• **DO THIS**
Gather the lines that hold the string "screenshot".

• **DATA EXTRACT**
** begin **
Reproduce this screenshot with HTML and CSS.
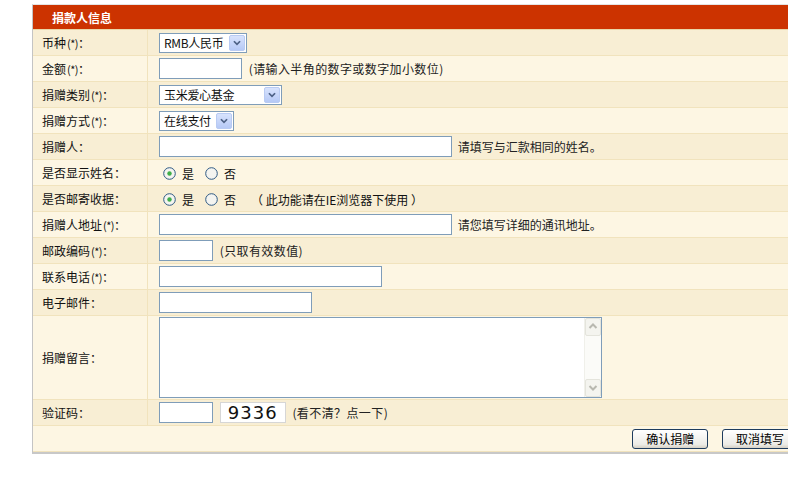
** end **
** begin **
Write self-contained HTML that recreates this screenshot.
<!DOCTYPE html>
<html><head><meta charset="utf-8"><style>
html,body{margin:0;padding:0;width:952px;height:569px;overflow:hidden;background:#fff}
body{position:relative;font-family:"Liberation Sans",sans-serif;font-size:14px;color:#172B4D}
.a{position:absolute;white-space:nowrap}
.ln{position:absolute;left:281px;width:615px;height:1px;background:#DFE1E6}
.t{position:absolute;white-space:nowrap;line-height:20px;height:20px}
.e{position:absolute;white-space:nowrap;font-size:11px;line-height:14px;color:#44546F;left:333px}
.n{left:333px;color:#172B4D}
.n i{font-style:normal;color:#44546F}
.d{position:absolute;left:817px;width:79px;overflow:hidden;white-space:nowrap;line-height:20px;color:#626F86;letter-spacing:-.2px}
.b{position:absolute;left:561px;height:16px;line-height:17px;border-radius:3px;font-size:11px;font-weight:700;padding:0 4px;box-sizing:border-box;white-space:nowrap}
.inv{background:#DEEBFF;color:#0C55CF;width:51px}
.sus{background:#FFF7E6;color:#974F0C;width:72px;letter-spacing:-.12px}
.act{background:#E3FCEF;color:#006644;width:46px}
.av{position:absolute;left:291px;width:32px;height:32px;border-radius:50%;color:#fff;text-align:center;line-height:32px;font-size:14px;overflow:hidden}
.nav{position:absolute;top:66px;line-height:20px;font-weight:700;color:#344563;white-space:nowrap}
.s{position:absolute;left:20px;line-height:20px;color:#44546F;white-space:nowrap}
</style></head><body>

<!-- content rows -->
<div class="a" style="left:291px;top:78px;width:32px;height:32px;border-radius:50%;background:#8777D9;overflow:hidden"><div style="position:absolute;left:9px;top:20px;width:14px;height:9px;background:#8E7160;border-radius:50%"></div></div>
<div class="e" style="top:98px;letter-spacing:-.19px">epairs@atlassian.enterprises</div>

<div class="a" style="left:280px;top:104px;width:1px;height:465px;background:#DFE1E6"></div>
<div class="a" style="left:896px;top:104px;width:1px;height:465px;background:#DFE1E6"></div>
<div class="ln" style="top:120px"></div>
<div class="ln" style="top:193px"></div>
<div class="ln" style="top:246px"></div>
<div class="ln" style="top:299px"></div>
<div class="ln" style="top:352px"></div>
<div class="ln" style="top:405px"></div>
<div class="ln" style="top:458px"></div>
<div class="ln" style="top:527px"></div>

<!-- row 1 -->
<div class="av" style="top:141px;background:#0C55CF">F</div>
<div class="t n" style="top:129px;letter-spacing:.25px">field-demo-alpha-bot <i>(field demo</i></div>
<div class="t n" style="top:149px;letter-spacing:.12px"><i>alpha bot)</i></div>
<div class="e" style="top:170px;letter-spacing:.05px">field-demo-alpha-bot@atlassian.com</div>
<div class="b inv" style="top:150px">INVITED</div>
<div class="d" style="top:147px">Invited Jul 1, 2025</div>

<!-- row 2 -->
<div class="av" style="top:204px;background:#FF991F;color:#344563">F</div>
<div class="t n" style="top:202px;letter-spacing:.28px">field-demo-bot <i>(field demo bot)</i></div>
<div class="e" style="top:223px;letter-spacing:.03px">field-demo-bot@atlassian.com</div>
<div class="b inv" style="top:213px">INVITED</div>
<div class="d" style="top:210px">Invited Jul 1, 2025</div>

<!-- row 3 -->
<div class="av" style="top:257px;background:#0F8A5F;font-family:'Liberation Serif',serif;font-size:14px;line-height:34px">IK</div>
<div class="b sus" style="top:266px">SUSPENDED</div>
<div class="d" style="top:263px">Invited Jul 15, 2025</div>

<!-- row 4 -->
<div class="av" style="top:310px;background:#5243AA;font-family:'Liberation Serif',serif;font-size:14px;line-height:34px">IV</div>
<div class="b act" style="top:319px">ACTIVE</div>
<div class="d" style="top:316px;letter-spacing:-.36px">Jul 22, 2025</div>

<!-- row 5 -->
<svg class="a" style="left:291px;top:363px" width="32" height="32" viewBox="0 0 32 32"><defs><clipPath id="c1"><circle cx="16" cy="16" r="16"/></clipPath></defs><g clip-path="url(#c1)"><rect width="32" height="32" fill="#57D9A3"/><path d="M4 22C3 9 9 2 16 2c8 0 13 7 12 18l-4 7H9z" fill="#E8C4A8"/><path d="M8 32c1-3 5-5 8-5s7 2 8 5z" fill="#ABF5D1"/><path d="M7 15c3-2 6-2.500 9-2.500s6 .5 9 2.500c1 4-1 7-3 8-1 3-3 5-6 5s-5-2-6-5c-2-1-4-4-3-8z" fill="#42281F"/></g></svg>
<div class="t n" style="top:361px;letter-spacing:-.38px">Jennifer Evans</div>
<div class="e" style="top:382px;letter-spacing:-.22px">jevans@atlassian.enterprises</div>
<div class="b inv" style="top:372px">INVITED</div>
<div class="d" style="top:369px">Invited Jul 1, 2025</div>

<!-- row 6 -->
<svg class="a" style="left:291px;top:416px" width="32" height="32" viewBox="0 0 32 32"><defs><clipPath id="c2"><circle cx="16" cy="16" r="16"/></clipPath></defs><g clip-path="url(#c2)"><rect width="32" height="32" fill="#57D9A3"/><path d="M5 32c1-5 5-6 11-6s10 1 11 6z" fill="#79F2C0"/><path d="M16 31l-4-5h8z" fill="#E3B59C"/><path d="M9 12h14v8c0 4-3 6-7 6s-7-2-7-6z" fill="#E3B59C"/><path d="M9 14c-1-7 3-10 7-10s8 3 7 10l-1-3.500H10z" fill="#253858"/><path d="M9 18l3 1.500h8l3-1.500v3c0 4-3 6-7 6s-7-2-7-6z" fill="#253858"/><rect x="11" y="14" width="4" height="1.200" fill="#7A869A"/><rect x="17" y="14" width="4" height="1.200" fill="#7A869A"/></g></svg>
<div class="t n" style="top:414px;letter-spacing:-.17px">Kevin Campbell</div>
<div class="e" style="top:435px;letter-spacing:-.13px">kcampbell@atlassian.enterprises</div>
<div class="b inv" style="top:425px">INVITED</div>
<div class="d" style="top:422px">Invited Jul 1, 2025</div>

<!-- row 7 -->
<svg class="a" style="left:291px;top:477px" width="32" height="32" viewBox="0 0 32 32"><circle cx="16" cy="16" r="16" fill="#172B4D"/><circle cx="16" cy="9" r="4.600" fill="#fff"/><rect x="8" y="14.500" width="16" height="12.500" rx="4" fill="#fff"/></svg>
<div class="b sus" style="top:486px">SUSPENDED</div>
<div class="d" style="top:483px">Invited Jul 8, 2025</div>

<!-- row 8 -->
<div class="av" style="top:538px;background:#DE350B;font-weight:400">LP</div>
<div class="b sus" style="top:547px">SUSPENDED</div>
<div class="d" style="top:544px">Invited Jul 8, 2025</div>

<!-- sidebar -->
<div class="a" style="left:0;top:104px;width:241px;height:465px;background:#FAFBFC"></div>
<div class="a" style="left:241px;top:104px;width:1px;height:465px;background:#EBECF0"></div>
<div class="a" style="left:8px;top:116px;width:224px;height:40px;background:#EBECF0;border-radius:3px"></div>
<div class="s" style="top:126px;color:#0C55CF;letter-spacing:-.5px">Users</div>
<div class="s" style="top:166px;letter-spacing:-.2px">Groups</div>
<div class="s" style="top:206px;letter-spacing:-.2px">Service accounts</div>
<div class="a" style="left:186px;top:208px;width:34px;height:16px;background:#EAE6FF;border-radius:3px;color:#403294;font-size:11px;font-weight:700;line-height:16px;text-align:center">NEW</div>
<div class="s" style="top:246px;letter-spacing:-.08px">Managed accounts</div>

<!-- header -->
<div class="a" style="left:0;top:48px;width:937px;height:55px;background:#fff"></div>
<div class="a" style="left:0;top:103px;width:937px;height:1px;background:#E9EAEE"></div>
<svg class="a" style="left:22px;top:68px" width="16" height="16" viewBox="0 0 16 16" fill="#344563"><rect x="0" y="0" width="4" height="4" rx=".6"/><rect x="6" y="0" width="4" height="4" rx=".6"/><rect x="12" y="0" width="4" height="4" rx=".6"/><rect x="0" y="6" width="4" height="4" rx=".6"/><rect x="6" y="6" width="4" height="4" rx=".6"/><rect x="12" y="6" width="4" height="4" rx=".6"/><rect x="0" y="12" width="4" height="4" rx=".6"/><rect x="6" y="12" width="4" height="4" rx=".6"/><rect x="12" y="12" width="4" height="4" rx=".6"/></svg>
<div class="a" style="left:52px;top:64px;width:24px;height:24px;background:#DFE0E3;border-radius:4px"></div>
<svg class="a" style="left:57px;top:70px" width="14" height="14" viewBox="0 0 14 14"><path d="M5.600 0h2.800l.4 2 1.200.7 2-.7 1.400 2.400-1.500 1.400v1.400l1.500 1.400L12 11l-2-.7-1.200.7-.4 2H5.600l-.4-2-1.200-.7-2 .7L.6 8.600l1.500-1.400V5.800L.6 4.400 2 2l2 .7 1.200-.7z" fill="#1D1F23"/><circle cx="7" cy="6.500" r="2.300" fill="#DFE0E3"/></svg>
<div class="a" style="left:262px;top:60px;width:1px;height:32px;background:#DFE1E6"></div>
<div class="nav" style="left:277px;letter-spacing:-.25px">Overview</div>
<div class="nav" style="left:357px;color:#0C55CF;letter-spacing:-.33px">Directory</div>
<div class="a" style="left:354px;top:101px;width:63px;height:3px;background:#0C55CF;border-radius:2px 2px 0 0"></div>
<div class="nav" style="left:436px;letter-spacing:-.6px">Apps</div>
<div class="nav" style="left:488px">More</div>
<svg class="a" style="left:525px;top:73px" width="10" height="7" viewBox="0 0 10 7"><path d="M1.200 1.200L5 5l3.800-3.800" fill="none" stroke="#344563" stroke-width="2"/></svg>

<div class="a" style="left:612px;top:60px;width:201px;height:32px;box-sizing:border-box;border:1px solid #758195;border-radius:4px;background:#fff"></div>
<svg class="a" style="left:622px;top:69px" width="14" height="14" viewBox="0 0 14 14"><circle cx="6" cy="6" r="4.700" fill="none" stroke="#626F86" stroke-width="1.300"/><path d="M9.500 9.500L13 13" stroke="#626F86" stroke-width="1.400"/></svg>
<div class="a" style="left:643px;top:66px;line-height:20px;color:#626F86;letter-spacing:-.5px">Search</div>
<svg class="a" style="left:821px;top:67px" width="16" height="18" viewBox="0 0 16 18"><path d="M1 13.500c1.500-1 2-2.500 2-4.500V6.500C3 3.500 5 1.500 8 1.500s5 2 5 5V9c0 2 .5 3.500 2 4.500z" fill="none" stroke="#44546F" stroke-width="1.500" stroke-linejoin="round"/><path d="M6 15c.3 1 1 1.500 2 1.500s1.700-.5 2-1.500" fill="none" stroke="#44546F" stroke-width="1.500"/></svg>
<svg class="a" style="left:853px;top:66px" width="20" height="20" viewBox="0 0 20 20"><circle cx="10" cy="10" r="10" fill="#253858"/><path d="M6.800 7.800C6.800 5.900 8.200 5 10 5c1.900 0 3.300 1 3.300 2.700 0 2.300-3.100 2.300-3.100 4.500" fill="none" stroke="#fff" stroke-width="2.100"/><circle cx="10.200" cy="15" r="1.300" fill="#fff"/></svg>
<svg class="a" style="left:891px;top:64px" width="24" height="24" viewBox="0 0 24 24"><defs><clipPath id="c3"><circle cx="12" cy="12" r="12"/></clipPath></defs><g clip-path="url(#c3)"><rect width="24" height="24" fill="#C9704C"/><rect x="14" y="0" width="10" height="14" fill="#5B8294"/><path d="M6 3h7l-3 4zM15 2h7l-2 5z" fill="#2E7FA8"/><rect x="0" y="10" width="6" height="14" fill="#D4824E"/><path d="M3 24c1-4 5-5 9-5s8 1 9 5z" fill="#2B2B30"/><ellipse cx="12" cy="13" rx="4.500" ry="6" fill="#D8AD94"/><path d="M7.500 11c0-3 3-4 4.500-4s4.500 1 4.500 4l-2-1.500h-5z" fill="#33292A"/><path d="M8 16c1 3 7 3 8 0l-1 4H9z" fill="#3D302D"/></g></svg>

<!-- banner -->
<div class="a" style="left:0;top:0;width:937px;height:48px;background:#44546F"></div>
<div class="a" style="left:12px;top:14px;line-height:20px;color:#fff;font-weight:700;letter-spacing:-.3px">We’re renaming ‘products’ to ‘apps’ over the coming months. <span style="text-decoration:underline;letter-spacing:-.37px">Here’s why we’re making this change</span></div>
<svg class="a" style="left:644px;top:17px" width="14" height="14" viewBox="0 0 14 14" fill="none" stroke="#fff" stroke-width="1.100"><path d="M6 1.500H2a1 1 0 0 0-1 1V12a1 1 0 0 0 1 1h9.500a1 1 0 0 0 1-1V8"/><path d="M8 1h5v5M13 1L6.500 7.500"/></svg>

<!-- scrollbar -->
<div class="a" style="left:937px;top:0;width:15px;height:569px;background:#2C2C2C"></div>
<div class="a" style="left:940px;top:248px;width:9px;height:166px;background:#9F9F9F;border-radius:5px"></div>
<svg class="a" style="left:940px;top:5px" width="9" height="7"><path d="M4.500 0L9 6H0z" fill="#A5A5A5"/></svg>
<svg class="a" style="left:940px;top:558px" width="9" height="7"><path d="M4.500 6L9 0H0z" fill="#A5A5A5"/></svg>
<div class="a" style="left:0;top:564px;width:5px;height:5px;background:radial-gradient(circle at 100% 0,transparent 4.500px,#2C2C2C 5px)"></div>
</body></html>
** end **
• **REPLY**
Reproduce this screenshot with HTML and CSS.
Write self-contained HTML that recreates this screenshot.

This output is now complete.